The project began with an un-named contractor who did not work out which paved the way for the VMS which started the job in early fall of 2007.
"We took over the job after another contractor resigned from the project," said Victor Serrambana of VMS. "We were able to get the hole de-watered. When we came on the project the hole was already 17 feet deep and had been open for two years. The former contractor had not been able to control the waterhole."
VMS came in with a team of five or six laborers and used the CAT 345B to dig the hole down 29 feet. They lowered a smaller excavator - a John Deere 50D - into the hole to make up for the reach. The hole was 40 feet across.

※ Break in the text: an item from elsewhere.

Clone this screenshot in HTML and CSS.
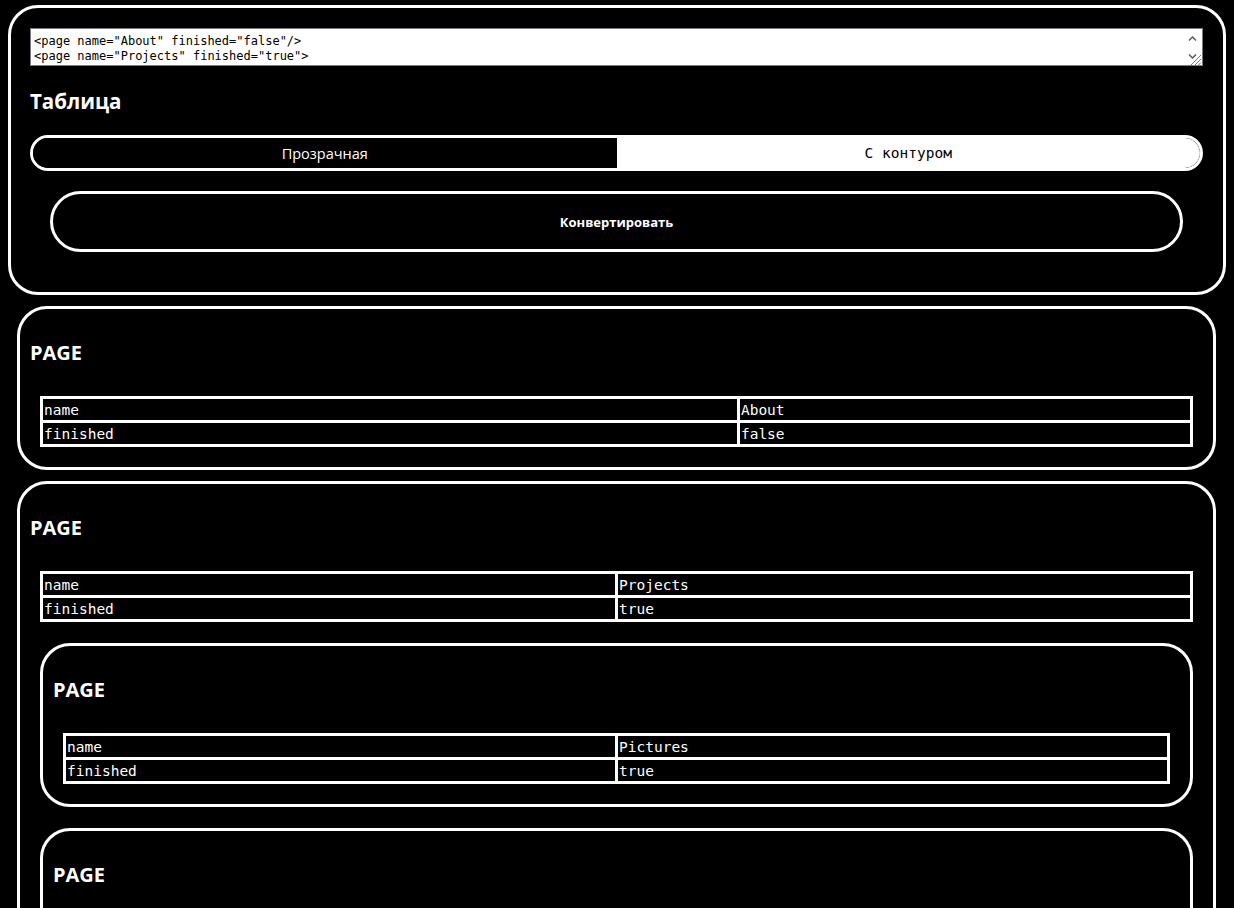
FILE: index.html
```html
<!DOCTYPE html>
<html lang="ru">
<head>
<meta charset="utf-8">
<title>XML → Таблица</title>
<link rel="stylesheet" href="styles.css">
</head>
<body>
<section class="panel">
  <div class="code-wrap">
    <textarea class="code" spellcheck="false">&lt;page name="About" finished="false"/&gt;
&lt;page name="Projects" finished="true"&gt;
  &lt;page name="Pictures" finished="true"/&gt;
  &lt;page name="Videos" finished="false"/&gt;
&lt;/page&gt;</textarea>
    <svg class="scroll-ui" width="17" height="36" viewBox="0 0 17 36" aria-hidden="true">
      <polyline points="4,11.5 7.5,8 11,11.5" fill="none" stroke="#5a5a5a" stroke-width="1.5"/>
      <polyline points="4,25.5 7.5,29 11,25.5" fill="none" stroke="#5a5a5a" stroke-width="1.5"/>
      <line x1="6" y1="36" x2="16" y2="26" stroke="#7a7a7a" stroke-width="1"/>
      <line x1="10" y1="36" x2="16" y2="30" stroke="#7a7a7a" stroke-width="1"/>
      <line x1="13.5" y1="36" x2="16" y2="33.5" stroke="#7a7a7a" stroke-width="1"/>
    </svg>
  </div>
  <h1 class="title">Таблица</h1>
  <div class="toggle">
    <button class="toggle-opt toggle-opt--dark">Прозрачная</button>
    <button class="toggle-opt toggle-opt--light">С контуром</button>
  </div>
  <button class="convert">Конвертировать</button>
</section>

<div class="results">
  <div class="node node--top">
    <h2 class="node-title">PAGE</h2>
    <table class="attrs">
      <tr><td>name</td><td>About</td></tr>
      <tr><td>finished</td><td>false</td></tr>
    </table>
  </div>

  <div class="node node--top">
    <h2 class="node-title">PAGE</h2>
    <table class="attrs">
      <tr><td>name</td><td>Projects</td></tr>
      <tr><td>finished</td><td>true</td></tr>
    </table>
    <div class="node node--child">
      <h2 class="node-title">PAGE</h2>
      <table class="attrs">
        <tr><td>name</td><td>Pictures</td></tr>
        <tr><td>finished</td><td>true</td></tr>
      </table>
    </div>
    <div class="node node--child">
      <h2 class="node-title">PAGE</h2>
      <table class="attrs">
        <tr><td>name</td><td>Videos</td></tr>
        <tr><td>finished</td><td>false</td></tr>
      </table>
    </div>
  </div>
</div>
</body>
</html>
```

FILE: styles.css
```css
html {
  scrollbar-width: none;
  background: #000;
}
html::-webkit-scrollbar { width: 0; height: 0; }

body {
  margin: 5px 8px;
  background: #000;
  color: #fff;
  font-family: "Open Sans", "Noto Sans", sans-serif;
}

.panel {
  border: 3px solid #fff;
  border-radius: 30px;
  padding: 20px 20px 20px 19px;
}

.code-wrap {
  position: relative;
  height: 38px;
}

.code {
  display: block;
  box-sizing: border-box;
  width: 100%;
  height: 38px;
  margin: 0;
  padding: 5px 20px 1px 3px;
  border: 1px solid #7a7a86;
  border-radius: 0;
  background: #fff;
  color: #000;
  font-family: "DejaVu Sans Mono", monospace;
  font-size: 12px;
  line-height: 15px;
  overflow: hidden;
  resize: none;
  white-space: pre;
  outline: none;
}

.scroll-ui {
  position: absolute;
  top: 1px;
  right: 1px;
}

.title {
  margin: 22px 0 20px;
  font-size: 20.5px;
  line-height: 27px;
  font-weight: 700;
}

.toggle {
  display: flex;
  height: 36px;
  box-sizing: border-box;
  border: 3px solid #fff;
  border-radius: 18px;
  overflow: hidden;
  margin-bottom: 20px;
}

.toggle-opt {
  flex: 1 1 0;
  margin: 0;
  padding: 0;
  border: 0;
  cursor: pointer;
}

.toggle-opt--dark {
  background: #000;
  color: #fff;
  font-family: "Open Sans", sans-serif;
  font-size: 14.5px;
}

.toggle-opt--light {
  background: #fff;
  color: #000;
  font-family: "DejaVu Sans Mono", monospace;
  font-size: 14.5px;
  border-radius: 0 15px 15px 0;
  box-shadow: inset -1px 0 0 #d6d6d6;
}

.convert {
  display: block;
  box-sizing: border-box;
  width: calc(100% - 40px);
  height: 61px;
  margin: 0 20px 20px;
  border: 3px solid #fff;
  border-radius: 31px;
  background: #000;
  color: #fff;
  font-family: "Open Sans", sans-serif;
  font-size: 13px;
  font-weight: 700;
  cursor: pointer;
}

.results {
  display: flex;
  flex-direction: column;
}

.node {
  display: flex;
  flex-direction: column;
  border: 3px solid #fff;
  border-radius: 30px;
  padding: 30px 10px 10px;
}

.node--top {
  margin: 11px 10px 0 9px;
}

.node--child {
  margin: 11px 10px 10px;
}

.node-title {
  margin: 0 0 30px;
  font-size: 20px;
  line-height: 27px;
  font-weight: 700;
}

.attrs {
  width: calc(100% - 20px);
  margin: 0 10px 10px;
  border-spacing: 0;
  border-top: 3px solid #fff;
  border-left: 3px solid #fff;
  font-family: "DejaVu Sans Mono", monospace;
  font-size: 14.5px;
  line-height: 17px;
}

.attrs td {
  padding: 2.5px 1px 1.5px;
  border-right: 3px solid #fff;
  border-bottom: 3px solid #fff;
  color: #fff;
}
```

"The other machine was able to gather the material to the far side of the hole," said Victor Serrambana of VMS Construction. "Some material was trucked away to another site and some was brought back in to fill the hole."
Once the hole was completed, Oldcastle Precast – Rotondo of Avon, CT, who manufactures custom precast concrete structures, came on site to install the pump station.
| Finished building resembles a two-car garage |
Tranquillo said the pumping station is capable of pumping 200 gallons a minute and services 30 homes.
"As far as I can determine it fits in very well with the neighborhood," Tranquillo said. "Driving by you would never know there is a sewerage pumping station in there."